L'intervista

Rinaudo: "Inchiesta Juve, non chiamatela ingiustizia"

Il giudice federale della Figc spiega i principi applicati dalla Corte che ha penalizzato i bianconeri di 15 punti: "C'è troppo complottismo in giro"

"I giudici federali della giustizia sportiva, come tutti gli altri magistrati, hanno un codice, un principio deontologico e sicuramente nessuno va a violare questo principio". Non vuole sentire parlare di "sentenza pilotata"  Antonio Rinaudo. Il magistrato, che a Torino è ricordato per le inchieste sui No Tav e sui tragici fatti di piazza San Carlo, sa di cosa parla: è uno dei giudici della Figc. Non fa parte della Corte che ha deciso la penalizzazione di 15 punti per la Juve, ma prova a spiegare le basi da cui è mossa la giustizia sportiva. "E' stato applicato il principio della revocazione del processo sulla base di nuovi elementi che sono stati acquisiti - spiega - che poi sostanzialmente in parole povere il materiale che è stato trasmesso dalla procura della Repubblica ordinaria alla procura federale". 

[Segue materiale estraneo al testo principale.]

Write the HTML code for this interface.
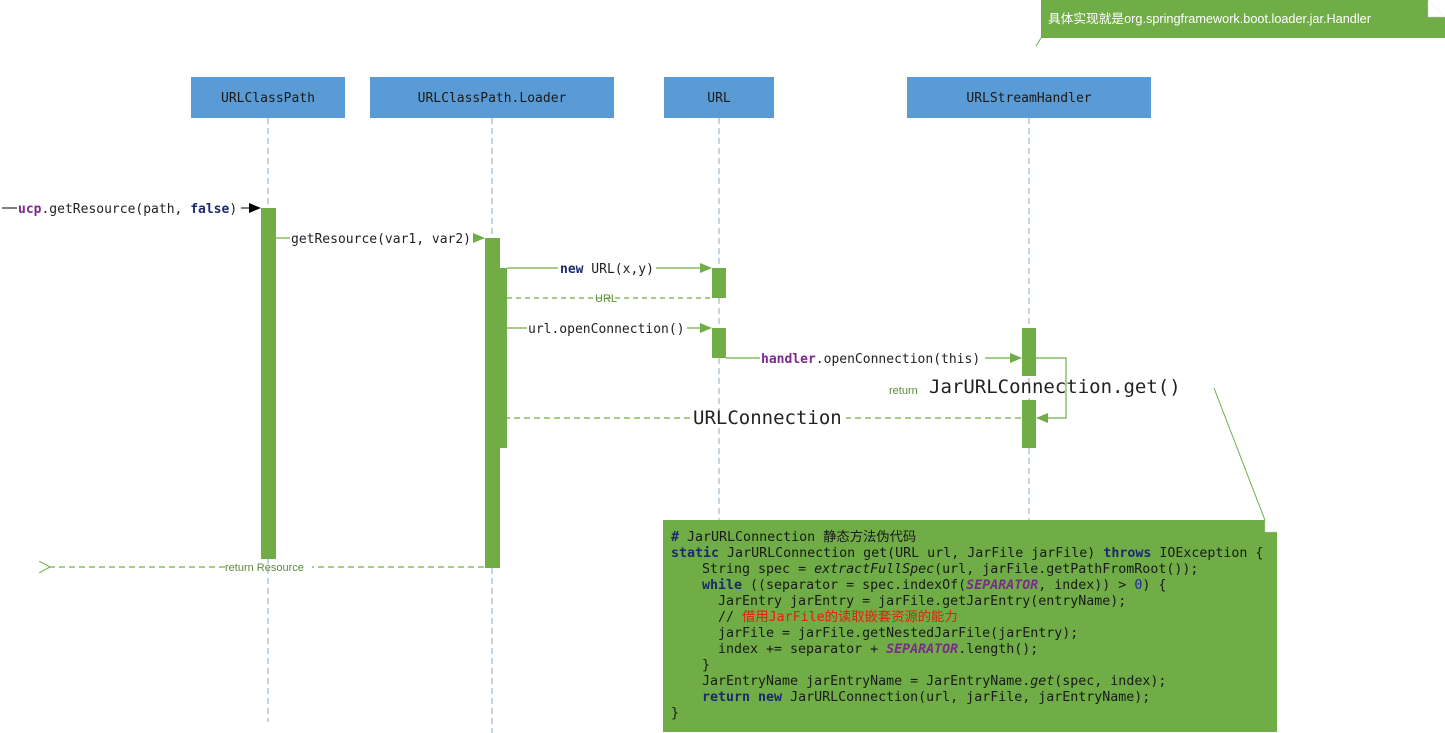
<!DOCTYPE html>
<html><head><meta charset="utf-8"><style>
body{margin:0;background:#fff;width:1445px;height:733px;overflow:hidden}
svg{display:block}
.m{font-family:"DejaVu Sans Mono","Liberation Mono","Noto Sans CJK SC",monospace}
.s{font-family:"Liberation Sans","Noto Sans CJK SC",sans-serif}
.pre text{white-space:pre}
</style></head><body>
<svg width="1445" height="733" xmlns="http://www.w3.org/2000/svg">
<defs>
<marker id="a" markerWidth="12" markerHeight="10" refX="11" refY="5" orient="auto" markerUnits="userSpaceOnUse"><path d="M0,0L12,5L0,10z" fill="#70ad47"/></marker>
<marker id="k" markerWidth="12" markerHeight="10" refX="11" refY="5" orient="auto" markerUnits="userSpaceOnUse"><path d="M0,0L12,5L0,10z" fill="#000"/></marker>
<marker id="o" markerWidth="12" markerHeight="12" refX="1" refY="6" orient="auto" markerUnits="userSpaceOnUse"><path d="M12,0L1,6L12,12" fill="none" stroke="#70ad47"/></marker>
</defs>
<g stroke="#8aa9c0" stroke-dasharray="6,4" stroke-width="1">
<line x1="268" y1="118" x2="268" y2="722"/><line x1="492" y1="118" x2="492" y2="733"/>
<line x1="719" y1="118" x2="719" y2="520"/><line x1="1029" y1="118" x2="1029" y2="520"/>
</g>
<g fill="#5b9bd5">
<rect x="191" y="77" width="154" height="41"/><rect x="370" y="77" width="244" height="41"/>
<rect x="664" y="77" width="110" height="41"/><rect x="907" y="77" width="244" height="41"/>
</g>
<g class="m" font-size="13" fill="#1a1a1a" text-anchor="middle">
<text x="268" y="102">URLClassPath</text><text x="492" y="102">URLClassPath.Loader</text>
<text x="719" y="102">URL</text><text x="1029" y="102">URLStreamHandler</text>
</g>
<g fill="#70ad47">
<rect x="261" y="208" width="15" height="351"/>
<rect x="485" y="238" width="15" height="330"/>
<rect x="492" y="268" width="15" height="180"/>
<rect x="712" y="268" width="14" height="30"/>
<rect x="712" y="328" width="14" height="30"/>
<rect x="1022" y="328" width="14" height="48"/>
<rect x="1022" y="400" width="14" height="48"/>
</g>
<g stroke="#70ad47" fill="none" stroke-width="1.2">
<line x1="276" y1="238" x2="290" y2="238"/><line x1="474" y1="238" x2="484" y2="238" marker-end="url(#a)"/>
<line x1="507" y1="268" x2="558" y2="268"/><line x1="656" y1="268" x2="711" y2="268" marker-end="url(#a)"/>
<line x1="710" y1="298" x2="502" y2="298" stroke-dasharray="5,4" marker-end="url(#o)"/>
<line x1="507" y1="328" x2="527" y2="328"/><line x1="687" y1="328" x2="711" y2="328" marker-end="url(#a)"/>
<line x1="726" y1="358" x2="760" y2="358"/><line x1="985" y1="358" x2="1021" y2="358" marker-end="url(#a)"/>
<polyline points="1036,358 1066,358 1066,418 1037,418" marker-end="url(#a)"/>
<line x1="1021" y1="418" x2="846" y2="418" stroke-dasharray="6,4"/>
<line x1="690" y1="418" x2="506" y2="418" stroke-dasharray="6,4" marker-end="url(#o)"/>
<line x1="484" y1="567" x2="312" y2="567" stroke-dasharray="6,4"/>
<line x1="225" y1="567" x2="50" y2="567" stroke-dasharray="6,4" marker-end="url(#o)"/>
</g>
<line x1="2" y1="208" x2="17" y2="208" stroke="#000"/>
<line x1="241" y1="208" x2="260" y2="208" stroke="#000" marker-end="url(#k)"/>
<g class="m" font-size="13" fill="#222">
<text x="18" y="213"><tspan fill="#7a2b8c" font-weight="bold">ucp</tspan>.getResource(path, <tspan fill="#1a2a6e" font-weight="bold">false</tspan>)</text>
<text x="291" y="243">getResource(var1, var2)</text>
<text x="560" y="273"><tspan fill="#1a2a6e" font-weight="bold">new</tspan> URL(x,y)</text>
<text x="528" y="333">url.openConnection()</text>
<text x="761" y="363"><tspan fill="#7a2b8c" font-weight="bold">handler</tspan>.openConnection(this)</text>
<text x="929" y="393" font-size="19">JarURLConnection.get()</text>
<text x="693" y="424" font-size="19">URLConnection</text>
</g>
<g class="s" font-size="11" fill="#5a8a3a">
<text x="595" y="302">URL</text><text x="889" y="394">return</text><text x="225" y="571">return Resource</text>
</g>
<path d="M1041,0H1428L1445,17V38H1041Z" fill="#70ad47"/>
<path d="M1428,0V17H1445" fill="#fff" stroke="#ccc" stroke-width="0.5"/>
<line x1="1041" y1="38" x2="1036" y2="46" stroke="#70ad47"/>
<text x="1048" y="23" class="s" font-size="12.7" fill="#fff">具体实现就是org.springframework.boot.loader.jar.Handler</text>
<line x1="1214" y1="388" x2="1268" y2="528" stroke="#70ad47"/>
<path d="M663,520H1265L1277,532V732H663Z" fill="#70ad47"/>
<path d="M1265,520V532H1277" fill="#fff" stroke="#ccc" stroke-width="0.5"/>
<g class="m pre" font-size="13.3" fill="#1a1a1a">
<text x="671" y="541"><tspan fill="#1a2a6e" font-weight="bold">#</tspan> JarURLConnection 静态方法伪代码</text>
<text x="671" y="557"><tspan fill="#1a2a6e" font-weight="bold">static</tspan> JarURLConnection get(URL url, JarFile jarFile) <tspan fill="#1a2a6e" font-weight="bold">throws</tspan> IOException {</text>
<text x="702" y="573">String spec = <tspan font-style="italic">extractFullSpec</tspan>(url, jarFile.getPathFromRoot());</text>
<text x="702" y="589"><tspan fill="#1a2a6e" font-weight="bold">while</tspan> ((separator = spec.indexOf(<tspan fill="#7a2b8c" font-style="italic" font-weight="bold">SEPARATOR</tspan>, index)) &gt; <tspan fill="#1a2a9e">0</tspan>) {</text>
<text x="718" y="605">JarEntry jarEntry = jarFile.getJarEntry(entryName);</text>
<text x="718" y="621">// <tspan fill="#e02010">借用JarFile的读取嵌套资源的能力</tspan></text>
<text x="718" y="637">jarFile = jarFile.getNestedJarFile(jarEntry);</text>
<text x="718" y="653">index += separator + <tspan fill="#7a2b8c" font-style="italic" font-weight="bold">SEPARATOR</tspan>.length();</text>
<text x="702" y="669">}</text>
<text x="702" y="685">JarEntryName jarEntryName = JarEntryName.<tspan font-style="italic">get</tspan>(spec, index);</text>
<text x="702" y="701"><tspan fill="#1a2a6e" font-weight="bold">return new</tspan> JarURLConnection(url, jarFile, jarEntryName);</text>
<text x="671" y="717">}</text>
</g>
</svg>
</body></html>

A colpire poi sono stati i tempi con cui la Juve è stata condannata, ben diversi da quelli della giustizia ordinaria. "Una volta che si  è stabilito che si poteva riaprire c'è subito la fase successiva, immediata. Ora a taluni può apparire strano ma uno dei tanti principi della giustizia sportiva è la celerità". Una velocità che ha sconvolto tutto il mondo del calcio, non solo i tifosi bianconeri. Ma Rinaudo invita quest'ultimi a non lasciarsi andare al complottismo: "Si dice: si colpisce la Juventus perché ha vinto nove campionati di seguito e perché stava recuperando e allora. Questo è purtroppo il tifoso non ha una motivazione razionale ma una valutazione passionale".

Legittimo, ci mancherebbe. Come "più che legittimo", secondo il giudice federale Rinaudo, è il ricorso della Juve per una sentenza che ha delle conseguenze evidenti non solo nella classifica ma anche nelle casse della società.